I may not burden this note with an examination of the circumstances
under which fasting may be resorted to and the training required for
it. Non-violence in its positive aspect as benevolence ( I do not
use the word love as it has fallen into disrepute) is the greatest
force because of the limitless scope it affords for self-suffering
without causing or intending any physical or material injury to the
wrongdoer. The object always is to evoke the best in him. Self-
suffering is an appeal to his better nature, as retaliation is to
his baser. Fasting under proper circumstances is such an appeal
par excellence. If the politician does not perceive its
propriety in political matters, it is because it is a novel use of
this very fine weapon.
To practise non-violence in mundane matters is to know its true
value.
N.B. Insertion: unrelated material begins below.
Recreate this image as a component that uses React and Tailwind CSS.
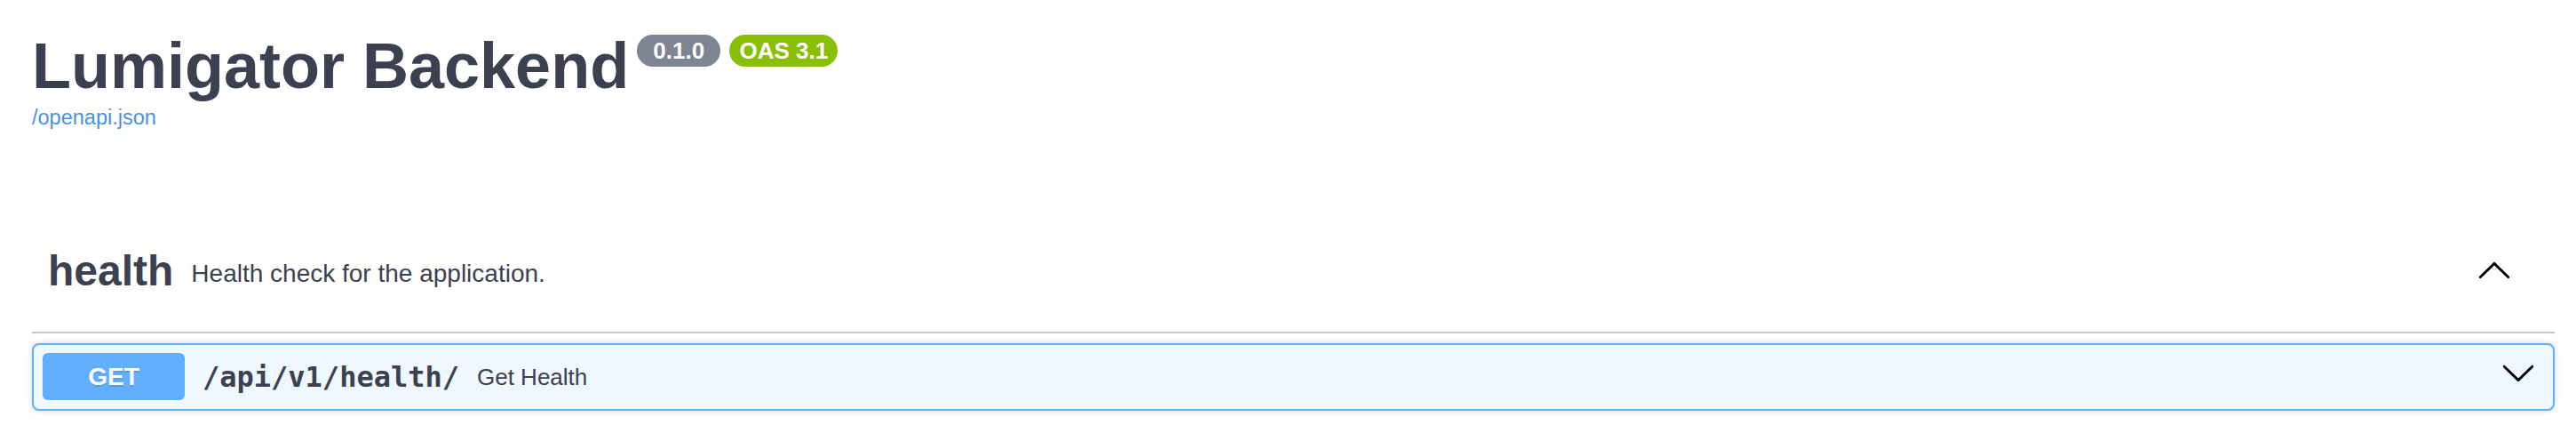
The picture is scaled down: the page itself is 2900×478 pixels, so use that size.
const ArrowDown = ({ className }) => (
  <svg viewBox="0 0 20 20" width="40" height="40" className={className} aria-hidden="true">
    <path
      fill="#000"
      d="M17.418 6.109c.272-.268.709-.268.979 0s.271.701 0 .969l-7.908 7.83c-.27.268-.707.268-.979 0l-7.908-7.83c-.27-.268-.27-.701 0-.969.271-.268.709-.268.979 0L10 13.25l7.418-7.141z"
    />
  </svg>
);

const Badge = ({ children, color }) => (
  <span
    className={`${color} rounded-full px-[11px] py-[5px] text-[26px] leading-none font-bold text-white whitespace-pre`}
  >
    {children}
  </span>
);

export default function App() {
  return (
    <div className="h-[478px] w-full overflow-hidden bg-white pl-[36px] pr-[24px] pt-[38px] font-['Liberation_Sans',Arial,sans-serif] text-[#3b4151]">
      {/* info */}
      <div className="flex items-start">
        <h1 className="text-[72px] leading-none font-bold">Lumigator Backend</h1>
        <div className="ml-[9px] mt-[1px] flex gap-[10px]">
          <Badge color="bg-[#7d8492]">{' 0.1.0 '}</Badge>
          <Badge color="bg-[#89bf04]">OAS 3.1</Badge>
        </div>
      </div>
      <a className="mt-[11px] block text-[23.5px] leading-none text-[#4990e2]">/openapi.json</a>

      {/* tag */}
      <div className="mt-[116.5px] flex items-center border-b-2 border-[#c4c6cb] pl-[18px] pr-[48px] pt-[20px] pb-[44px]">
        <h3 className="text-[48px] leading-none font-bold">health</h3>
        <span className="mt-[6px] flex-1 px-[20px] text-[28px] leading-none">
          Health check for the application.
        </span>
        <ArrowDown className="rotate-180" />
      </div>

      {/* operation */}
      <div className="mt-[11px] rounded-[8px] border-2 border-[#61affe] bg-[#eff7ff] shadow-[0_0_6px_rgba(0,0,0,0.19)]">
        <div className="flex items-center pl-[10px] pr-[19px] pt-[9px] pb-[10px]">
          <span className="flex h-[53px] w-[160px] items-center justify-center rounded-[6px] bg-[#61affe] text-[28px] font-bold text-white [text-shadow:0_2px_0_rgba(0,0,0,0.1)]">
            GET
          </span>
          <span className="px-[20px] font-['DejaVu_Sans_Mono',monospace] text-[32px] leading-none font-bold">
            /api/v1/health/
          </span>
          <span className="flex-1 text-[26px] leading-none">Get Health</span>
          <ArrowDown className="mb-[10px]" />
        </div>
      </div>
    </div>
  );
}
It is to bring heaven upon earth. There is no such thing as
the other world. All worlds are one. There is no here 'and no' there
As Jeans has demonstrated, the whole universe including the most
distant stars, invisible even through the most powerful telescope
in the world, is compressed in an atom. I hold it therefore to be
wrong to limit the use of non-violence to cave dwellers and for
acquiring merit for a favoured position in the other world. All
virtue ceases to have use if it serves no purpose in every walk of
life. I would therefore plead with the purely political-minded
people to study non-violence and fasting as its extreme
manifestation with sympathy and understanding.